Check every line below for the word "React" and copy each one that has it.

....

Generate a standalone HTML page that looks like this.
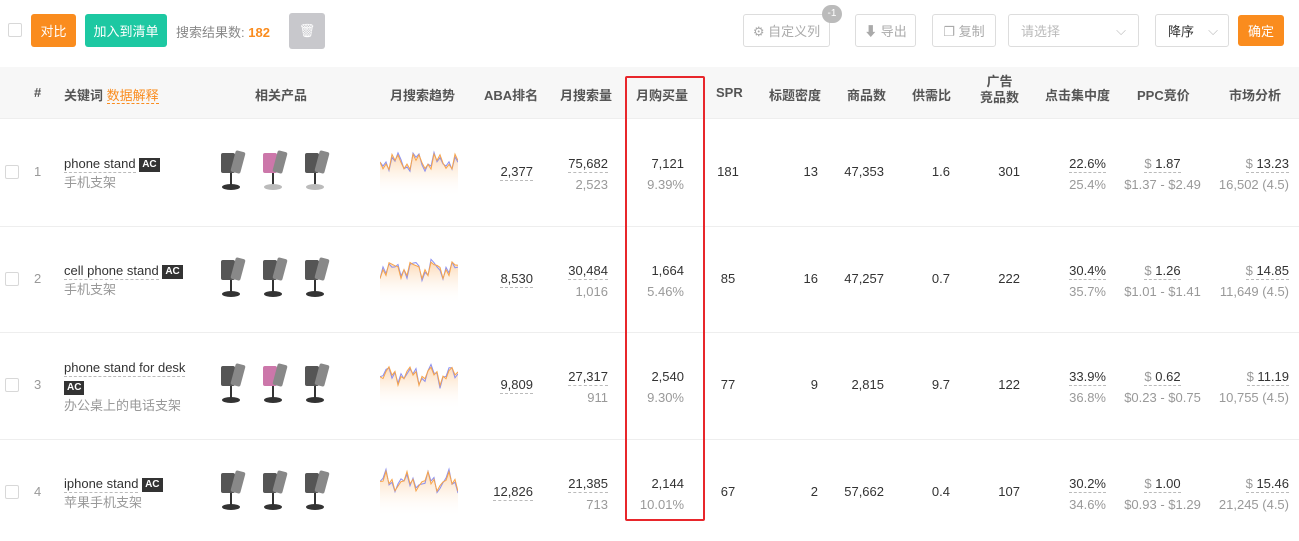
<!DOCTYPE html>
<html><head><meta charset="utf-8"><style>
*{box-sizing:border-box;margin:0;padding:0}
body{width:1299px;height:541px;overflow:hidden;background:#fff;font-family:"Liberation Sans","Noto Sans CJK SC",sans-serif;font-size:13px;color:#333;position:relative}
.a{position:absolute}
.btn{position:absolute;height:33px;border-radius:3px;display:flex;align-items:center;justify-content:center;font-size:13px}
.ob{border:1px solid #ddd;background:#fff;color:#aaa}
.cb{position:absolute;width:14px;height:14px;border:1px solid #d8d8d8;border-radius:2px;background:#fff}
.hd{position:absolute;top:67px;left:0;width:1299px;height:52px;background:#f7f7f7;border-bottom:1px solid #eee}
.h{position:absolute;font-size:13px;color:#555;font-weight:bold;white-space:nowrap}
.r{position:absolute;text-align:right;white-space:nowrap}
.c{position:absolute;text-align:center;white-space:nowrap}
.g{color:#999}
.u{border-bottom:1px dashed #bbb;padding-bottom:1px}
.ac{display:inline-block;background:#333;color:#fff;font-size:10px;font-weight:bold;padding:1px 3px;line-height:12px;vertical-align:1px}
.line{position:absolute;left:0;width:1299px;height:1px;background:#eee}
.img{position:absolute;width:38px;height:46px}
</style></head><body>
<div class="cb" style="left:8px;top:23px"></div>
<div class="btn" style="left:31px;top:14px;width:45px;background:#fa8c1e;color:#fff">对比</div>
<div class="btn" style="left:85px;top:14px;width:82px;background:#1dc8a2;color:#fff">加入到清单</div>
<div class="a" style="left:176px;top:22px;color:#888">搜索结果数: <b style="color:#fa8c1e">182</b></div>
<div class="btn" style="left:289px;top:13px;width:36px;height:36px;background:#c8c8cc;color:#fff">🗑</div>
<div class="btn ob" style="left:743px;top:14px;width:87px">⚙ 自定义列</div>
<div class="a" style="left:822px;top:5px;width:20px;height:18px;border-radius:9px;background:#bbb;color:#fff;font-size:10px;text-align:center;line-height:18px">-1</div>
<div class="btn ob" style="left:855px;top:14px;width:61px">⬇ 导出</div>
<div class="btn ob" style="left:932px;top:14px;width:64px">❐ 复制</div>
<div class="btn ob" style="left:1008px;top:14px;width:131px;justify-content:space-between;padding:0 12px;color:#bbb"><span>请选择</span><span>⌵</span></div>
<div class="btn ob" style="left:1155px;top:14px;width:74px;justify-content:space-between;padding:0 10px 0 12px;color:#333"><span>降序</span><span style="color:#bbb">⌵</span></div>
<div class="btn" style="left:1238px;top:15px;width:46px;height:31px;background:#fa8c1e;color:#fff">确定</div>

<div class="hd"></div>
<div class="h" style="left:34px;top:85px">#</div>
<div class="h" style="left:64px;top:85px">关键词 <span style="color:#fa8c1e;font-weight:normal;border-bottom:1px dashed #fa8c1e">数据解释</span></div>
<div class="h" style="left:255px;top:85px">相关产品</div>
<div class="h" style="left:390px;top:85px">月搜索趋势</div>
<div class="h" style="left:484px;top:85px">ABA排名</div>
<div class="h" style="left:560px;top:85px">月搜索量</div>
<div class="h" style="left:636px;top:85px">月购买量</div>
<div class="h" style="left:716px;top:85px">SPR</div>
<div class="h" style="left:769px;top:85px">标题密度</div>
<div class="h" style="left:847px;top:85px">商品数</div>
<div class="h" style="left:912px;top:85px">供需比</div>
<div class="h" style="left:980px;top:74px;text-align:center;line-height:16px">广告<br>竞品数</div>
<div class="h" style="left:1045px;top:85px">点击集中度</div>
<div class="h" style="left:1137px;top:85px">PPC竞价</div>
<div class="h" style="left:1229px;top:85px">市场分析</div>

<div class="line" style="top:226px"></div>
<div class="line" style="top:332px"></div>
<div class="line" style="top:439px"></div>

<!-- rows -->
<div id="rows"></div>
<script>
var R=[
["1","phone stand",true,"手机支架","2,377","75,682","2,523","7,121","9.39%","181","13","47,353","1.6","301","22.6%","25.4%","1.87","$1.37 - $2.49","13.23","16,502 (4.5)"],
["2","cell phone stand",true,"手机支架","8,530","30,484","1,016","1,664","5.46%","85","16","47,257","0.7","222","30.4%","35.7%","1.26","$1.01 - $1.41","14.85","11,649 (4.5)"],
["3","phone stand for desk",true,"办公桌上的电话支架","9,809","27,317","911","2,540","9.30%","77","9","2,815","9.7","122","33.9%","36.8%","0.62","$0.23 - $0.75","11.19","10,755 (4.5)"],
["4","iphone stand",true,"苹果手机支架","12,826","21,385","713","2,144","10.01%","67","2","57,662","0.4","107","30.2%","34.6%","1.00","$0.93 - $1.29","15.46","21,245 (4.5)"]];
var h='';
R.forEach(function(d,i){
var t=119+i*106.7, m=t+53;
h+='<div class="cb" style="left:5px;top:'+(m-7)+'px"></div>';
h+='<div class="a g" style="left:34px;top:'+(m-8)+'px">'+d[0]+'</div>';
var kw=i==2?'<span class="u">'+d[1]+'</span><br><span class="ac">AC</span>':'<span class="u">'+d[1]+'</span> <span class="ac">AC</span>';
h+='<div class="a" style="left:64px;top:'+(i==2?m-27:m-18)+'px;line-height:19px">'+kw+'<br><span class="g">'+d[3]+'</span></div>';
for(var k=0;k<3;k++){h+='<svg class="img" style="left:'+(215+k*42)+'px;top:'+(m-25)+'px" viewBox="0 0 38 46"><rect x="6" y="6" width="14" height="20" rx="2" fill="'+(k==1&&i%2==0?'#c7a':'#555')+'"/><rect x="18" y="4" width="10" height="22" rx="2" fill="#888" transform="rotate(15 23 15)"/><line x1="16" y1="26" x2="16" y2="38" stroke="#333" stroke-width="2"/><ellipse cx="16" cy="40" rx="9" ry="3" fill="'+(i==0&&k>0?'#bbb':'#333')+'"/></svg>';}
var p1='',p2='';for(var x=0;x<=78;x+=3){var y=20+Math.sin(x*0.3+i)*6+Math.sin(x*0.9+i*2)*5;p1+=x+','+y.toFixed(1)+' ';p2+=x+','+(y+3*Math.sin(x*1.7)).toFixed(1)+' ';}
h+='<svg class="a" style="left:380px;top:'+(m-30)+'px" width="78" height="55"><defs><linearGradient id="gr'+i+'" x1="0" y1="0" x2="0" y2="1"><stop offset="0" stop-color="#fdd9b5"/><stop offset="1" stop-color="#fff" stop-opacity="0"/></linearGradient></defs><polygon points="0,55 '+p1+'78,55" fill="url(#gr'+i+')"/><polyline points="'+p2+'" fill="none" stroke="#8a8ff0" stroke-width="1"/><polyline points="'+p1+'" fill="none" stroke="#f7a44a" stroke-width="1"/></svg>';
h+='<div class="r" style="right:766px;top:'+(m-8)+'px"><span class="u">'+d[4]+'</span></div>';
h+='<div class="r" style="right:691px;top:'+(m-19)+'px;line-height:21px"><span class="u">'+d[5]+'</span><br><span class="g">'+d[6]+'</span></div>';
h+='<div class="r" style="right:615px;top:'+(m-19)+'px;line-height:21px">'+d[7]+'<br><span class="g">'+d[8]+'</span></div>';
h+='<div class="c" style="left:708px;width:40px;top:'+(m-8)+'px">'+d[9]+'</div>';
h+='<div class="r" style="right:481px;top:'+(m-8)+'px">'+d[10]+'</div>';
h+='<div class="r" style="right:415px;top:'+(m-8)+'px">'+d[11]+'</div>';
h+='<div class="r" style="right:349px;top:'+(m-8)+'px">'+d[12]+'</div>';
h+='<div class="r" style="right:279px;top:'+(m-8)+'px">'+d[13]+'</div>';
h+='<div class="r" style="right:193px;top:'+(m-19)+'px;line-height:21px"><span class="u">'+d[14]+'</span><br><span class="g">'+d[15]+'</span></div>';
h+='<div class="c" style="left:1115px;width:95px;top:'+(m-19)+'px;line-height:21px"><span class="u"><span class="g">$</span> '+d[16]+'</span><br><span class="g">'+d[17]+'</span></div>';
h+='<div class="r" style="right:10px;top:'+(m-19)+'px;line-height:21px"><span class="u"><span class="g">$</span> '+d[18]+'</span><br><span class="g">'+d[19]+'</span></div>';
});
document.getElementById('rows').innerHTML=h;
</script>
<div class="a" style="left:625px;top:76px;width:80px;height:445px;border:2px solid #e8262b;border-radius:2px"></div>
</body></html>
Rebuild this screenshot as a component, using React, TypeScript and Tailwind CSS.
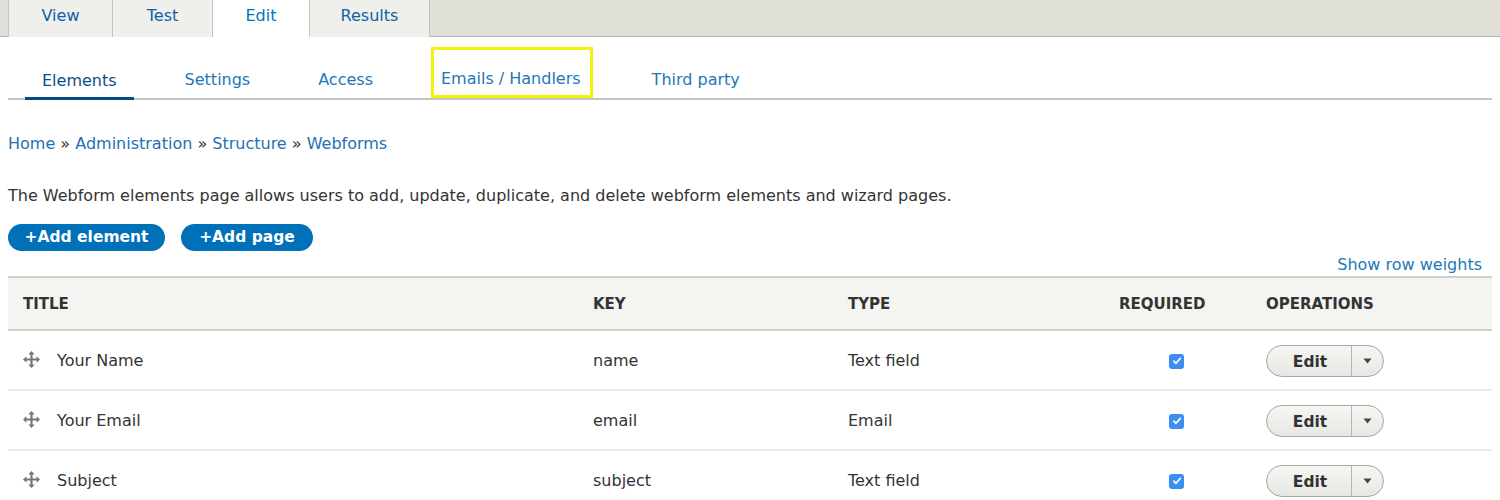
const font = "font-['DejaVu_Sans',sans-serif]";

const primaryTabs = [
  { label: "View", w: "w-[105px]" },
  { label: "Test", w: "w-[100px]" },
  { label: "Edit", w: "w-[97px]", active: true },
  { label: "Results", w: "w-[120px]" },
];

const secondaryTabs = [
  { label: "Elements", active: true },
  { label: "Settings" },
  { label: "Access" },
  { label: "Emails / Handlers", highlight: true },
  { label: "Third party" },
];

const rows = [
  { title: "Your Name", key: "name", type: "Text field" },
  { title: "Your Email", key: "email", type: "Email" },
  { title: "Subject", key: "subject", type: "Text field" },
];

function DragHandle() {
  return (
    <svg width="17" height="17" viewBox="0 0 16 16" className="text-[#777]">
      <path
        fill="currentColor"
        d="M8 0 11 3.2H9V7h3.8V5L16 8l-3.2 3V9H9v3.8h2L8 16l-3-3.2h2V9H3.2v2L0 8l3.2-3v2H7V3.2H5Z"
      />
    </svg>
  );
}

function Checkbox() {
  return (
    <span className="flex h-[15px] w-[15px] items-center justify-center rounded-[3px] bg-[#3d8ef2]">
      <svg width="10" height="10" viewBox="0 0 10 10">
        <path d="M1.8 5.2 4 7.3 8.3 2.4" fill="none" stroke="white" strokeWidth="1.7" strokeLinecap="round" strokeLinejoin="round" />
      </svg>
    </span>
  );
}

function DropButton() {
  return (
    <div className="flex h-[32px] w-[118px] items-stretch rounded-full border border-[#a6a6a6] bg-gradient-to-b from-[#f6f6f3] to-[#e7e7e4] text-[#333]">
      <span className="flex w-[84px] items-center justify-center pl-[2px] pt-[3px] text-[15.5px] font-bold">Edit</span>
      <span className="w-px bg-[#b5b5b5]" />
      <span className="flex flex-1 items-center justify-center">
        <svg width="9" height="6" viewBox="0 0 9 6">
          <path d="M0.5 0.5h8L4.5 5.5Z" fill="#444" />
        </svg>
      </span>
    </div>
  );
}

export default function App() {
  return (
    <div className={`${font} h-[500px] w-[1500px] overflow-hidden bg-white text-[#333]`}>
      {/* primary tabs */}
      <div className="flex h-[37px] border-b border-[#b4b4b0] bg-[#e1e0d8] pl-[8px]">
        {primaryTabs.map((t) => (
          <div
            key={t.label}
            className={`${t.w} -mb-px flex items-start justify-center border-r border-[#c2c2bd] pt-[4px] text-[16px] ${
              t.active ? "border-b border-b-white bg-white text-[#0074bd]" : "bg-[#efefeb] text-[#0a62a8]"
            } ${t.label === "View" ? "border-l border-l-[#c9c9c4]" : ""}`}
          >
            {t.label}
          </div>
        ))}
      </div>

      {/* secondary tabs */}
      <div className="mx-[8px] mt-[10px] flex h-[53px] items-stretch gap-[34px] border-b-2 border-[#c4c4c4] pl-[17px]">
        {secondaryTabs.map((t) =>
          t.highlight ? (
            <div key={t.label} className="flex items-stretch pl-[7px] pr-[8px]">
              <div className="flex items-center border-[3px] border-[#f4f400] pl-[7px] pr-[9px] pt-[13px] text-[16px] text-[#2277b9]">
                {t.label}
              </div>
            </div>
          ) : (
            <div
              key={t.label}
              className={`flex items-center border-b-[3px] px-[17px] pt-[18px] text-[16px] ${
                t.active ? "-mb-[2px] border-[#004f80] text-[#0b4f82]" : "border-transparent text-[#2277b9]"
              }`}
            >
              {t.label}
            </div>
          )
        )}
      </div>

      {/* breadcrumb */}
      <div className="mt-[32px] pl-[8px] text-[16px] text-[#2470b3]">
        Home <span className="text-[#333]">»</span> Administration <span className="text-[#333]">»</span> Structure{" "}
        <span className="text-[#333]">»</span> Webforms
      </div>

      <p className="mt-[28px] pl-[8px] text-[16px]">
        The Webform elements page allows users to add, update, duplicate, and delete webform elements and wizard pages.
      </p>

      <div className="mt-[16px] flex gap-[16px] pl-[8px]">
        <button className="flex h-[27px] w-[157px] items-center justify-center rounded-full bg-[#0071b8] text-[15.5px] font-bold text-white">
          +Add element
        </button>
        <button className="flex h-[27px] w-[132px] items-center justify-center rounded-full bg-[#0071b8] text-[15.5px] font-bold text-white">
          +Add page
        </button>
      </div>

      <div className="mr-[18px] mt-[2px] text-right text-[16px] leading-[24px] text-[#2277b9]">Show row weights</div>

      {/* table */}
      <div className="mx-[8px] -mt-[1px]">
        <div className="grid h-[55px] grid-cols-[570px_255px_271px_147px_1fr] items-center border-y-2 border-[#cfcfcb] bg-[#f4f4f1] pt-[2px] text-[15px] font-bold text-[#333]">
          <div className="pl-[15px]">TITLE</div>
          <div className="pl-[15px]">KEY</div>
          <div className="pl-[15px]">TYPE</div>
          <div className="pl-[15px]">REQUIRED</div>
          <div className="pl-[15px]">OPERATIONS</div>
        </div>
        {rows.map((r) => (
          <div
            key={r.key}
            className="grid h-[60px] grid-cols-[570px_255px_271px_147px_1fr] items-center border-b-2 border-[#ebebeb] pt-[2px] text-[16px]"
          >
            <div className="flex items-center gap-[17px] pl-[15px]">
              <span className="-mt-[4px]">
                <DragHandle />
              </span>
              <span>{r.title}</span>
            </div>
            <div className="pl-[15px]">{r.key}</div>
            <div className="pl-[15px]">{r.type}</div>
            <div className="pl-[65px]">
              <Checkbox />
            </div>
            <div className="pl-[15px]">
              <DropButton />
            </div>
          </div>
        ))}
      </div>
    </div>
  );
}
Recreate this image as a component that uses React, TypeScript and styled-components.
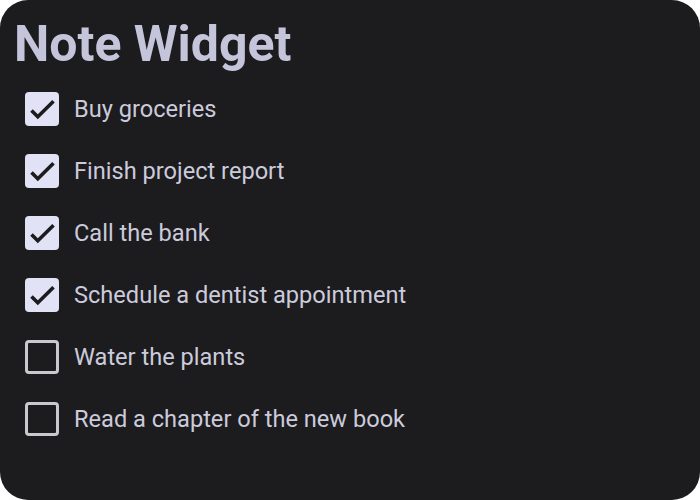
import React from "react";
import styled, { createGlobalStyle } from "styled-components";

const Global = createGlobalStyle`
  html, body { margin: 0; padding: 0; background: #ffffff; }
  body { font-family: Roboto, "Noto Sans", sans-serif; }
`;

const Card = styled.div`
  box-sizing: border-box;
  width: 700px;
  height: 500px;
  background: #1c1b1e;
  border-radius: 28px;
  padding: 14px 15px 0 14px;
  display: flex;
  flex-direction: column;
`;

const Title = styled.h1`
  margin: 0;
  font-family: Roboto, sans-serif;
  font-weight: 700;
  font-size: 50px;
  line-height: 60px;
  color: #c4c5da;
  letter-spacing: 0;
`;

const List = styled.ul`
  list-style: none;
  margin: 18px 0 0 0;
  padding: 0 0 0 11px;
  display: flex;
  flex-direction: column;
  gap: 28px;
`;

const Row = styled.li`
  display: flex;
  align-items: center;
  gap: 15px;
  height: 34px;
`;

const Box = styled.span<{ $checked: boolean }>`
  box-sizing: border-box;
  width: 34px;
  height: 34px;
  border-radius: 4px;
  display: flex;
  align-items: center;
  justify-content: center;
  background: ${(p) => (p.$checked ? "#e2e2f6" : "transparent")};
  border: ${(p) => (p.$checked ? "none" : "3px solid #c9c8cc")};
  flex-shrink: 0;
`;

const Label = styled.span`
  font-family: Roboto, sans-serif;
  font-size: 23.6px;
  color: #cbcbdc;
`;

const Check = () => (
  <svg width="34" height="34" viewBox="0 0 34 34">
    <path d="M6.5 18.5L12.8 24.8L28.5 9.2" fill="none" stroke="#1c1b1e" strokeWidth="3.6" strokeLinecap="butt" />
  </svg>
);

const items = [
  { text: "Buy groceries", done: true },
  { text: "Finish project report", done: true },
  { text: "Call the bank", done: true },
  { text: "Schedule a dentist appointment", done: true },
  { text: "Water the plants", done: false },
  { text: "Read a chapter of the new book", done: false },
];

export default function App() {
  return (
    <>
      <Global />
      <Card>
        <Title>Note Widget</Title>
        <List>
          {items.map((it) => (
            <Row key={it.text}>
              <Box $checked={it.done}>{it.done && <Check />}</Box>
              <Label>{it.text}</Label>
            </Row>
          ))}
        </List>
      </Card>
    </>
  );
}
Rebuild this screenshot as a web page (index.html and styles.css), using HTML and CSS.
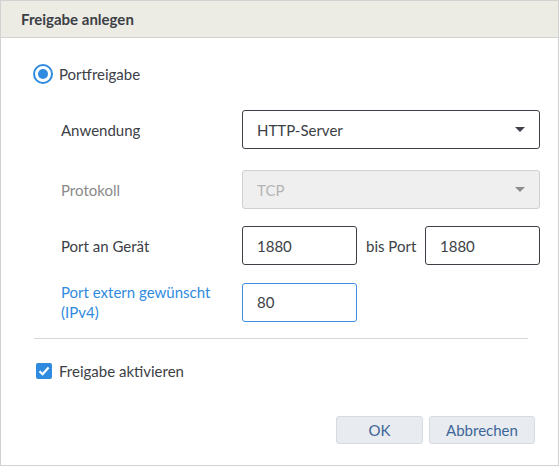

....

• _Answer to the problem_:
Rebuild this screenshot as a component, using React, TypeScript and Tailwind CSS.
Recreate this image as a component that uses React, TypeScript and styled-components.
import React from "react";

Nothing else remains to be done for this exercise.